Lo que me agrada de mis amigos, y particularmente de mis amigas, es compartir esa vocación por el absurdo que es la lucha, modesta o grandilocuente, gesto tonto ante la muerte: la silenciosa, la grave. El revoloteo de todo, las miradas distintas, el jugo que cuelga de algunos lados. Incluso los Colores, cosa estúpida, tienen discretas relaciones con el ánimo humano. Algo tan superficial enciende, agita o calma otro algo tan inmaterial como el agitado vacío que llamamos alma. Entonces lo que reina en mí es el desconcierto. La fascinación me abandonó, también la curiosidad.
Al parecer cosas nimias, mínimas realmente, son las que nos conmueven diariamente.
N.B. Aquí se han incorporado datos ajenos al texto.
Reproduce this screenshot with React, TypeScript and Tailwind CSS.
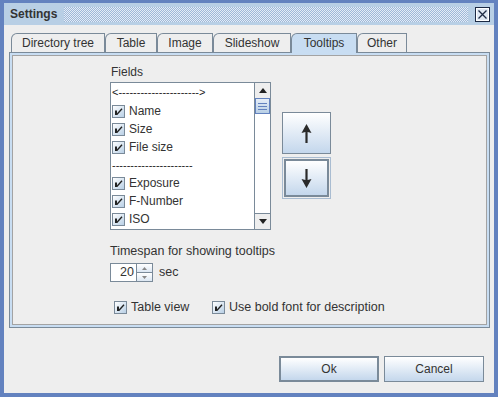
import React from "react";

const tabs = [
  { label: "Directory tree", w: "w-[94px]" },
  { label: "Table", w: "w-[52px]" },
  { label: "Image", w: "w-[56px]" },
  { label: "Slideshow", w: "w-[78px]" },
  { label: "Tooltips", w: "w-[66px]" },
  { label: "Other", w: "w-[50px]" },
];

type Row = { label: string; kind: "arrows" | "sep" | "check" };

const rows: Row[] = [
  { label: "<" + "-".repeat(22) + ">", kind: "arrows" },
  { label: "Name", kind: "check" },
  { label: "Size", kind: "check" },
  { label: "File size", kind: "check" },
  { label: "-".repeat(22), kind: "sep" },
  { label: "Exposure", kind: "check" },
  { label: "F-Number", kind: "check" },
  { label: "ISO", kind: "check" },
];

function CheckBox() {
  return (
    <span className="w-[13px] h-[13px] shrink-0 border border-[#7A8A99] bg-linear-to-br from-white to-[#B8CFE5] flex">
      <svg width="11" height="11" viewBox="0 0 11 11">
        <path d="M2 4.5 V9 H4.3 L9.5 3.2 L8.5 2.2 L4 7.2 V4.5 Z" fill="#222" />
      </svg>
    </span>
  );
}

function Arrow({ down }: { down?: boolean }) {
  return (
    <svg width="11" height="19" viewBox="0 0 11 19" className={down ? "rotate-180" : ""}>
      <path d="M5.5 0 L10.5 9 L6.6 8 L6.6 19 L4.4 19 L4.4 8 L0.5 9 Z" fill="#2a2a2a" />
    </svg>
  );
}

export default function App() {
  return (
    <div className="w-[498px] h-[397px] bg-[#6382BF] pt-[3px] px-[4px] pb-[4px] flex flex-col font-['Liberation_Sans',Arial,sans-serif] text-[12px] text-[#333]">
      {/* title bar */}
      <div className="h-[22px] bg-[#B8CFE5] flex items-center pl-[6px] pr-[4px]">
        <span className="font-bold text-[#333]">Settings</span>
        <div className="ml-[7px] flex-1 h-[15px] bg-[repeating-conic-gradient(#e4edf7_0_25%,#9fb8d8_0_50%)] bg-[length:2px_2px]" />
        <div className="ml-[7px] w-[15px] h-[15px] border border-[#1c2a44] bg-[#dfe8f3] flex items-center justify-center">
          <svg width="13" height="13" viewBox="0 0 13 13">
            <rect x="0.5" y="0.5" width="12" height="12" fill="none" stroke="#ffffff" />
            <path d="M2.5 2.5 L10.5 10.5 M10.5 2.5 L2.5 10.5" stroke="#1c2a44" strokeWidth="1.3" />
          </svg>
        </div>
      </div>

      {/* body */}
      <div className="flex-1 bg-[#EEEEEE] flex flex-col px-[5px] pt-[8px]">
        <div className="flex items-start h-[19px] ml-[2px]">
          {tabs.map((t) => {
            const sel = t.label === "Tooltips";
            return (
              <div
                key={t.label}
                className={`relative ${t.w} text-center border-x border-t border-[#7A8A99] rounded-tl-[6px] leading-[18px] ${
                  sel ? "h-[20px] z-10 bg-[#C8DDF2]" : "h-[19px] bg-[#EEEEEE]"
                }`}
              >
                {t.label}
              </div>
            );
          })}
        </div>

        {/* tab panel */}
        <div className="w-[481px] h-[276px] border border-[#7A8A99] p-[2px] bg-[#C8DDF2]">
          <div className="h-full border border-[#A3A3A3] bg-[#EEEEEE] pl-[97px] pt-[9px] flex flex-col">
            <div className="leading-[14px] pl-[1px]">Fields</div>

            <div className="flex mt-[3px]">
              <div className="w-[161px] h-[148px] border border-[#7A8A99] bg-white flex">
                <div className="flex-1 flex flex-col pl-[1px]">
                  {rows.map((r, i) => (
                    <div key={i} className={`${i === 0 ? "h-[19px]" : "h-[18px]"} flex items-center gap-[4px]`}>
                      {r.kind === "check" && <CheckBox />}
                      <span className={r.kind === "check" ? "text-[12px]" : "text-[11px] text-[#222]"}>
                        {r.label}
                      </span>
                    </div>
                  ))}
                </div>
                <div className="w-[16px] border-l border-[#7A8A99] flex flex-col">
                  <div className="h-[15px] bg-[#EEEEEE] flex items-center justify-center">
                    <svg width="8" height="5" viewBox="0 0 8 5">
                      <path d="M0 5 L4 0 L8 5 Z" fill="#222" />
                    </svg>
                  </div>
                  <div className="h-[16px] border border-[#6382BF] bg-linear-to-b from-[#e6eef8] to-[#B8CFE5] flex flex-col items-center justify-center gap-[2px]">
                    <div className="w-[9px] h-px bg-[#6382BF]" />
                    <div className="w-[9px] h-px bg-[#6382BF]" />
                    <div className="w-[9px] h-px bg-[#6382BF]" />
                  </div>
                  <div className="flex-1 bg-white" />
                  <div className="h-[16px] border-t border-[#7A8A99] bg-[#EEEEEE] flex items-center justify-center">
                    <svg width="8" height="5" viewBox="0 0 8 5">
                      <path d="M0 0 L8 0 L4 5 Z" fill="#222" />
                    </svg>
                  </div>
                </div>
              </div>

              <div className="ml-[11px] pt-[30px] flex flex-col gap-[3px]">
                <div className="w-[49px] h-[42px] border border-[#7A8A99] bg-linear-to-b from-white to-[#C4D7EC] flex items-center justify-center">
                  <Arrow />
                </div>
                <div className="w-[49px] h-[42px] border border-[#A9BCD1] p-px">
                  <div className="w-full h-full border-2 border-[#7A8A99] bg-linear-to-b from-white to-[#C4D7EC] flex items-center justify-center">
                    <Arrow down />
                  </div>
                </div>
              </div>
            </div>

            <div className="mt-[14px] leading-[14px] text-[12.5px]">Timespan for showing tooltips</div>

            <div className="mt-[5px] flex items-center">
              <div className="w-[27px] h-[19px] border border-[#7A8A99] bg-white text-right pr-[2px] leading-[17px] text-[12.5px]">
                20
              </div>
              <div className="w-[16px] h-[19px] flex flex-col border-y border-r border-[#7A8A99]">
                <div className="flex-1 border-b border-[#7A8A99] bg-linear-to-b from-white to-[#dce7f3] flex items-center justify-center">
                  <svg width="5" height="3" viewBox="0 0 5 3">
                    <path d="M0 3 L2.5 0 L5 3 Z" fill="#888" />
                  </svg>
                </div>
                <div className="flex-1 bg-linear-to-b from-white to-[#dce7f3] flex items-center justify-center">
                  <svg width="5" height="3" viewBox="0 0 5 3">
                    <path d="M0 0 L5 0 L2.5 3 Z" fill="#888" />
                  </svg>
                </div>
              </div>
              <span className="ml-[6px] text-[12.5px]">sec</span>
            </div>

            <div className="mt-[17px] flex items-center h-[16px] pl-[4px] text-[12.5px]">
              <div className="w-[98px] flex items-center gap-[4px]">
                <CheckBox />
                <span>Table view</span>
              </div>
              <div className="flex items-center gap-[4px]">
                <CheckBox />
                <span>Use bold font for description</span>
              </div>
            </div>
          </div>
        </div>

        <div className="flex-1" />

        {/* buttons */}
        <div className="flex justify-end gap-[5px] mr-[5px] mb-[11px]">
          <button className="w-[100px] h-[26px] border-2 border-[#7A8A99] bg-linear-to-b from-white to-[#C4D7EC] text-[#333]">
            Ok
          </button>
          <button className="w-[100px] h-[26px] border border-[#7A8A99] bg-linear-to-b from-white to-[#C4D7EC] text-[#333]">
            Cancel
          </button>
        </div>
      </div>
    </div>
  );
}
Ya no hay epopeyas ni grandes holocaustos, no hay mitos crudos, sólo televisión-repetición. ¿Héroes anónimos? Farsas y máscaras somos, restos de lo que debimos ser. (Cuánta claridad esta noche: siempre somos restos de lo que debimos ser). Los Héroes cotidianos son el consuelo para nuestra medianía, la mentira tras el reproche oscurecido en nuestra alma.
Sin embargo el amor, incluso puesto en duda, es la única posibilidad --con su locura y precisamente por ella-- de tener instantes de clarividencia. Es la única reserva generosa para invertir las reglas que con enconada fe hemos impuesto al mundo y al final nos han cercado. El amor es dádiva, fiesta e infortunio. El vientre roto de Venus espumosa. La muerte multiplicada infinitamente para poder ser vida. Nadie da lo que no tiene, hay que dar la muerte, porque la muerte da la vida (no la verdadera vida, sólo vida a secas).